貧乏貴族と金持ち商人の娘が政略結婚して無残な結末を迎える「当世結婚事情」

二大政党のどっちもどっちの醜い選挙戦を活写した「選挙」など

どれも鋭い視線と視点で時世に切り込みを入れて、ウィットに及んだ毒と皮肉を込めたセンスある仕上がりに表現者としての力量と勇気に感服する。

民衆がホーガンの作品を鑑賞して厳しいご時世を笑い飛ばす姿が目に浮かぶようである。

 

ホーガンの作品は好評を得て、多いに売れた。

その反面、自作の盗用や複製版に悩むことになる。 いつの世にもコピーは存在する。

しかしながら、泣き寝入りするようなホーガンではない。

創作を生業とする自分を含めた版画家の為に正当な権利を守る法律を議会に通すべく尽力する。

のちに「ホーガン法」と呼ばれる版画著作権法が制定される。

ホーガンが38歳の時の事である。

この制定により、イギリスの版画家は 製作後14年間の著作独占権を得ることになった。

 

後世となっては バイタリティ溢れるユニークな芸術家のホーガンだが、

口さがない批評家からは、貧しい生い立ちや世俗的は版画の題材から厳しい評価も頂いている。

 

中野京子氏はこの評価にいささか異論があるようで、(ホーガンの作品に対する世論の評価が低すぎる!)

ご自身の見解もきちんと書かれている。

 

引用してみたい。 拍手喝采!

 

画中で意地悪く扱ったのは、何も上流階級ばかりではない。たとえ貧民であれ、幼い子供であれ、美女であれ、、同国人であれ外国人であれ、金貸し業であれ主婦であれ、およそ彼の攻撃から逃れえた者など唯の一人もいない。これほどまでに全方位的な辛辣さは、逆にそれだけ深く対象に関心を持っている証であり、どこまでも人間好きだったからこそと言えよう。

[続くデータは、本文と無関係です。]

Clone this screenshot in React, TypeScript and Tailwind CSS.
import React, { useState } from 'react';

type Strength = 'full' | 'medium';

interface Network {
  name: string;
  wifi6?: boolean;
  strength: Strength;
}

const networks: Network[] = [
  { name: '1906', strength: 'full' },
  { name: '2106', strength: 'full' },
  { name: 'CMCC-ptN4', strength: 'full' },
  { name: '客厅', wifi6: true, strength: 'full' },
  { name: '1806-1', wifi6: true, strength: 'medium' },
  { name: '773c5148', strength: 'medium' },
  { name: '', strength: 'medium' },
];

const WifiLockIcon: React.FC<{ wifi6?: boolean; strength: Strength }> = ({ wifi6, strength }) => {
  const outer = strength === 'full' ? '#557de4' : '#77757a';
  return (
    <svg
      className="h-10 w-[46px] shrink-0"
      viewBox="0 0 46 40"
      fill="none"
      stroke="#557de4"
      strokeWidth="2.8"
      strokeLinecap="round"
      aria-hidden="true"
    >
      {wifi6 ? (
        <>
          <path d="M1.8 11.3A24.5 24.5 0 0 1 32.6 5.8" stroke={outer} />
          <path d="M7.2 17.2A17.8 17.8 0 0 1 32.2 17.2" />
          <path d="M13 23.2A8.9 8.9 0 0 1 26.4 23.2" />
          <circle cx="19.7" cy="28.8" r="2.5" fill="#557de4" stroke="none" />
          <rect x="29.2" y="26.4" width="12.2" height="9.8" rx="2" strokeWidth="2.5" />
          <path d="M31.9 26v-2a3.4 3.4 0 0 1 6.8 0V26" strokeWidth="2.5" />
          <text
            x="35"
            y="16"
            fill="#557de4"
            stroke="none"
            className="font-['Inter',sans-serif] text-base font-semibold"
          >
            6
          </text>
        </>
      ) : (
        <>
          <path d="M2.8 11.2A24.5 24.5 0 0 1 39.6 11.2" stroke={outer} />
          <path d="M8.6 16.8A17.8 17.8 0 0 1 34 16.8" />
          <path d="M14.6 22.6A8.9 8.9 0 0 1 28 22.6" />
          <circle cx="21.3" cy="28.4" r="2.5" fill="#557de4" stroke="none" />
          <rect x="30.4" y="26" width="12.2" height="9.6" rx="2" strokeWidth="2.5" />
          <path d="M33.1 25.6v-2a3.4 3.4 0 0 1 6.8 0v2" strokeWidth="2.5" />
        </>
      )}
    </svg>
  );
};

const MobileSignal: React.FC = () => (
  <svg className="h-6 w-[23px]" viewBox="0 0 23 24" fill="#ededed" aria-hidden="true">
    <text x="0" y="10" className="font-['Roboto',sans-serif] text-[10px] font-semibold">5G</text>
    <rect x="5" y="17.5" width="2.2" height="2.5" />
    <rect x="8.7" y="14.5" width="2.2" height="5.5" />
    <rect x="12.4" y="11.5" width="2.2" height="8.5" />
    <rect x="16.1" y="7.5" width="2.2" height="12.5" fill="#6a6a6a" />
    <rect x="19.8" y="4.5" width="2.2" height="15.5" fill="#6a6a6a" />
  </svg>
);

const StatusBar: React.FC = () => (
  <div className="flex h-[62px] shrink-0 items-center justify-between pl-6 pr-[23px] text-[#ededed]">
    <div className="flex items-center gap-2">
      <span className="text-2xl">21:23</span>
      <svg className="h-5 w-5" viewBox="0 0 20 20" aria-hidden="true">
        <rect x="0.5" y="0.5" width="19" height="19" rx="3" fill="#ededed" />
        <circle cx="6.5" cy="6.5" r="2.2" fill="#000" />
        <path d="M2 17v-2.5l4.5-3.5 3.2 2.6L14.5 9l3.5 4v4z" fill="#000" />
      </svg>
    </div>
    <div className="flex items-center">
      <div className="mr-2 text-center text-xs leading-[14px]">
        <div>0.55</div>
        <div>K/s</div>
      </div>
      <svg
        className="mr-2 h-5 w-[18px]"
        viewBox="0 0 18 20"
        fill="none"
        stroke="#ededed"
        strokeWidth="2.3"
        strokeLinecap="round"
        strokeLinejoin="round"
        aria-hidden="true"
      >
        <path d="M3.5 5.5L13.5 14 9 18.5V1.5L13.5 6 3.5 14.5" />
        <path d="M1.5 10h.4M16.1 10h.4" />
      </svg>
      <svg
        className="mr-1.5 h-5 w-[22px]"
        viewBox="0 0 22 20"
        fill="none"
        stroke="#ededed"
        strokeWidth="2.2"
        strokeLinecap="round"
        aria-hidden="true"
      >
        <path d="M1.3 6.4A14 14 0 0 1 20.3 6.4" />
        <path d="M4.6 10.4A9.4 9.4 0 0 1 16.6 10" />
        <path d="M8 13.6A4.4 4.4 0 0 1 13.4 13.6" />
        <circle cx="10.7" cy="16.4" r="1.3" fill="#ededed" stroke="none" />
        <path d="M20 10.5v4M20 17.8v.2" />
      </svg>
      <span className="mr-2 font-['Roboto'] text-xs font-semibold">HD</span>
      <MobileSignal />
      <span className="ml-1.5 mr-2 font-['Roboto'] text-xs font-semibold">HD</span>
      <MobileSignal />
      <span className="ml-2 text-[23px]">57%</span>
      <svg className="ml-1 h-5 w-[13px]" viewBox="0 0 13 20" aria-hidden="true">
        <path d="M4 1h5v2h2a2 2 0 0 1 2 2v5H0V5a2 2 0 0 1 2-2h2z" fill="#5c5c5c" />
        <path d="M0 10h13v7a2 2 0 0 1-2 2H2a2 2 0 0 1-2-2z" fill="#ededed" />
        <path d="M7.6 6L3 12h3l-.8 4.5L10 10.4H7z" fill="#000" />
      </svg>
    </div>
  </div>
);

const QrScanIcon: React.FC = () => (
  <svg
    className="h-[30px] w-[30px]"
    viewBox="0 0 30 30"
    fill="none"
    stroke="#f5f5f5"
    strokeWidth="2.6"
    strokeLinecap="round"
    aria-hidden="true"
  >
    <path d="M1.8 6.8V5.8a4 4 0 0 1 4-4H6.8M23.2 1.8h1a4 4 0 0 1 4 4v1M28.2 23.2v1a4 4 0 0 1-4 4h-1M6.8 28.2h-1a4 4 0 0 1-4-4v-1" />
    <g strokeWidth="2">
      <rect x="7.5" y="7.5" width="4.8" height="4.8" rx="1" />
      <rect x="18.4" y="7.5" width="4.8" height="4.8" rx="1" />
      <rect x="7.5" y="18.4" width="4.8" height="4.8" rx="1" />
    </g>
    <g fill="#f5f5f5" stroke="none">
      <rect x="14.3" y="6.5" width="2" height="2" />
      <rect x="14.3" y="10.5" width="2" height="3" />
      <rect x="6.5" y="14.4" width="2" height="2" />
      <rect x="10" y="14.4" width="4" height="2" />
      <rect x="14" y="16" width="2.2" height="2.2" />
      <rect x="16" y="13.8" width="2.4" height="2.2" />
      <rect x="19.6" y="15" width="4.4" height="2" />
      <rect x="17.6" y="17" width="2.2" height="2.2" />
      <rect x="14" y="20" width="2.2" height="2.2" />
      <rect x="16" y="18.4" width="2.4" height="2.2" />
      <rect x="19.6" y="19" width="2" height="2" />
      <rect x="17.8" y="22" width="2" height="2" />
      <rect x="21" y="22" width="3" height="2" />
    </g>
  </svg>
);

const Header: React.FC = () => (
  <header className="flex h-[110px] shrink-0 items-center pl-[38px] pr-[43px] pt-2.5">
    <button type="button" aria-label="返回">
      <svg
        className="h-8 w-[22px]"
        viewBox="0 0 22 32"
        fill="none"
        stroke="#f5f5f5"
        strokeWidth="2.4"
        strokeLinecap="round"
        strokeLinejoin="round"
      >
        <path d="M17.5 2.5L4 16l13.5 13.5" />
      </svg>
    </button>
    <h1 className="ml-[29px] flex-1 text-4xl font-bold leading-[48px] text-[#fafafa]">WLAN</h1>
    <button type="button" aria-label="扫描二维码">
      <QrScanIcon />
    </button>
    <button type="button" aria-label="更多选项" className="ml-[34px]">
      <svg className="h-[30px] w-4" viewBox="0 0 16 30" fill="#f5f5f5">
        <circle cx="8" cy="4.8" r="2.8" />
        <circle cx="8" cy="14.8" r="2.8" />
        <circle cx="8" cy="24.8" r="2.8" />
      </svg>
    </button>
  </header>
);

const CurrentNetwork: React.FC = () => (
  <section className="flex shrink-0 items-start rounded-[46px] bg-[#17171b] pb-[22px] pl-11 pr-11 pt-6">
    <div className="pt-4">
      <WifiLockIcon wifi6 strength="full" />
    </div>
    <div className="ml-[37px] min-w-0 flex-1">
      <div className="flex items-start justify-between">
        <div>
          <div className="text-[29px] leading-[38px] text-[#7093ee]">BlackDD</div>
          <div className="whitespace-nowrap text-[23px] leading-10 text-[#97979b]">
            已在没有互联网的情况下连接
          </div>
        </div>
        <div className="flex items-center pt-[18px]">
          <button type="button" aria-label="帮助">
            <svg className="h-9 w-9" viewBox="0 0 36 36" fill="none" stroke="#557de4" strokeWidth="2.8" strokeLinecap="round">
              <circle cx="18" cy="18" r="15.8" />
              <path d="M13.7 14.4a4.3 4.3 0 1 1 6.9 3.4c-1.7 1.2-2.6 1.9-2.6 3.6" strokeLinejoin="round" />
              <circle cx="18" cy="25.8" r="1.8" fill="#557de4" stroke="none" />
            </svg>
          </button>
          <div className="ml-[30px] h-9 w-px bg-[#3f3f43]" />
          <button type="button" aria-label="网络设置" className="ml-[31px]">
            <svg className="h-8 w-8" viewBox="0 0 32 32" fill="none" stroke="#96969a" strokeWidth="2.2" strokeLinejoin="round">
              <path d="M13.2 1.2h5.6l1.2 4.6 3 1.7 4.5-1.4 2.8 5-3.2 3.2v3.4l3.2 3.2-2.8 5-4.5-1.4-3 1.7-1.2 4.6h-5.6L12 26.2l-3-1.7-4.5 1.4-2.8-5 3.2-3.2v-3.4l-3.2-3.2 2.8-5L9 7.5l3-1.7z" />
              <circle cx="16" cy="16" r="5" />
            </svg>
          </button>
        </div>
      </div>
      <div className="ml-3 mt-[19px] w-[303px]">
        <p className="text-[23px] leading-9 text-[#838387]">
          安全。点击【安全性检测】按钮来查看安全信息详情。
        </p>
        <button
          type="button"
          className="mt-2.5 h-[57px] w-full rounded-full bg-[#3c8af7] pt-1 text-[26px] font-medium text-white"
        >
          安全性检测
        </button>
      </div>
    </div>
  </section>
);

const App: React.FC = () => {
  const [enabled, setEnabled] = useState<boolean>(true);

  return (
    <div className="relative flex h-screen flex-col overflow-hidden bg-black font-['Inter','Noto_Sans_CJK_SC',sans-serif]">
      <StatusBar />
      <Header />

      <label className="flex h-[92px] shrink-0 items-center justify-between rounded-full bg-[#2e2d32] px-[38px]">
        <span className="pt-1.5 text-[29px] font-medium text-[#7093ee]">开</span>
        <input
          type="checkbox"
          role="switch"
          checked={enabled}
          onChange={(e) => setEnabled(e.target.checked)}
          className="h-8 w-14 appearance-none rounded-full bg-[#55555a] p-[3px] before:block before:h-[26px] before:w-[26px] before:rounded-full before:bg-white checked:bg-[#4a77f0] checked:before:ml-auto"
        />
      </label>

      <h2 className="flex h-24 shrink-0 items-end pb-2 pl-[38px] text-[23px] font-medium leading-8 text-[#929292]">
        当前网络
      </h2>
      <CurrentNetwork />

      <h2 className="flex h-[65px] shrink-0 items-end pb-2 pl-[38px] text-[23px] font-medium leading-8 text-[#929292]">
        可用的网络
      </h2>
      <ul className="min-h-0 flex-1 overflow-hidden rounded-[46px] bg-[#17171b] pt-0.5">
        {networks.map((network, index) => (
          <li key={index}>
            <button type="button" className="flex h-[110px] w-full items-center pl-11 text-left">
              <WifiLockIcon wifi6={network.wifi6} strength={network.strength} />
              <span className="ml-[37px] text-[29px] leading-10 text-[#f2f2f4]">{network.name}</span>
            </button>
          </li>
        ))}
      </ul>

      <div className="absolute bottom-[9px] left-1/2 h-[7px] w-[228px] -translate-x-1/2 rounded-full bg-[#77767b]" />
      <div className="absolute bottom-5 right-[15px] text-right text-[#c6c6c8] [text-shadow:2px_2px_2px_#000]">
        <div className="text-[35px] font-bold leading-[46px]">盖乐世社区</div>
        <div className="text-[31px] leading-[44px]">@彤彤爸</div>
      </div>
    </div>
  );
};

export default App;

彼の作品は、転落や破滅の暗澹たるストーリにも関わらず、どこかしら救いの気分が漂っているのだが、批判されるのを嫌う人間にはそれは感じられなかったらしい。

 

とまあ、アカデミーの評価がいまいちなので、

長いことホーガンの油彩は偏見にさらされ、「イギリス絵画の父」と呼はれる日まで、美術的価値を全く認められず、安値で売買されていたようである。

 

それでも、ホーガンは逞しかった。

 

アカデミーからの酷評と差別にいよいよ意気消沈するのかと思いきや、

愚痴も恨みもこぼさず、自分なりの楽しみを見出して 妻と睦まじく、好物のビフテキを食べながら

(食べるのみならず、愛好会も作っていた。) 友人たちと楽しい人生を送った。

 

めでたし。 めでたし。

 

という人生を生きた 稀有な芸術家なのである。

 

読んだ後の清涼感とこの時代に商業的成功をおさめたイギリス絵画の父/ウィリアム・ホーガン。

中野京子氏の紹介がなければ、イギリス人画家に興味を抱く事も知ることもなかった。

凝り固まった知識をほぐす機会を与えられ、ホーガンとの出会いを頂いたことに感謝の言葉を送ります。